Trajectory Optimization tries to solve a general, time-varying, non-linear optimal control problem. There are various forms of defining and solving the control problem. An overview can be found in \cite{betts1998survey}. With the increase of computational power, Trajectory Optimization can be applied to higher dimensional systems like legged robots. Thus, it has gained a lot of attention in recent years and impressive results have been demonstrated in simulation \cite{posa2014direct,mordatch2012discovery,tassa2012synthesis}. One of the conceptually closest related work is \cite{tassa2014control}. However, no gait discovery or very dynamic motions are shown and no hardware results are presented. Later work \cite{koenemann2015whole} includes hardware results but the planning horizon is short, the motions are quasi-static and contact changes are slow. In \cite{mastalli} Trajectory Optimization through contacts is demonstrated on hardware. While the results are promising, the approach is only tested on a low-dimensional, single leg platform and for very simple tasks. In general, work that demonstrates Trajectory Optimization through contacts applied to physical, legged systems is very rare. Automatically discovered gaits and dynamic motions demonstrated on quadruped hardware are presented in \cite{gehring2016}. The presented results are very convincing and they are also considering actuator dynamics. However, their approach differs in key areas to the presented work: Contact sequences are pre-specified and they optimize over control parameters for a fixed control structure rather than whole body trajectories and control inputs. Additionally, they are using black box optimization. However, the tracking controllers employed in both approaches are very similar.
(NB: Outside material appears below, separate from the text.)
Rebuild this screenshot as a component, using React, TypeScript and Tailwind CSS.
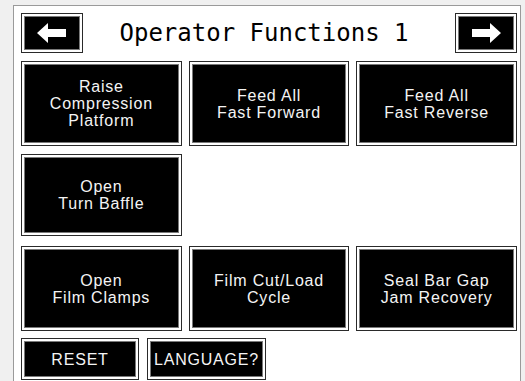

\subsection{Contributions}
In this work, we apply Trajectory Optimization (TO) in form of Sequential Liner-Quadratic (SLQ) control \cite{slq} to the quadruped robot HyQ \cite{hyq}, both in simulation and on hardware. Our work is one of very few examples, where TO is used to plan dynamic whole body motions through contact changes and where some of these trajectories are applied to hardware. Furthermore, this is possibly the first time that a whole body TO approach is shown on quadruped hardware. In contrast to state-of-the-art approaches, neither contact switching times nor contact events nor contact points are defined a priory. Instead they are a direct outcome of the optimization. This allows us to generate a diverse set of motions and gaits using a single approach. By using an efficient formulation based on Differential Dynamic Programming and a customized, high-performance solver, optimization times for these tasks usually do not exceed a minute, even for complex trajectories. Thus, while the Trajectory Optimization is not performed in a control loop, it is still run online. Hence, this work is also one of the earliest examples of whole body TO fully integrated with a control, state estimation and ground estimation pipeline of a legged robotic system.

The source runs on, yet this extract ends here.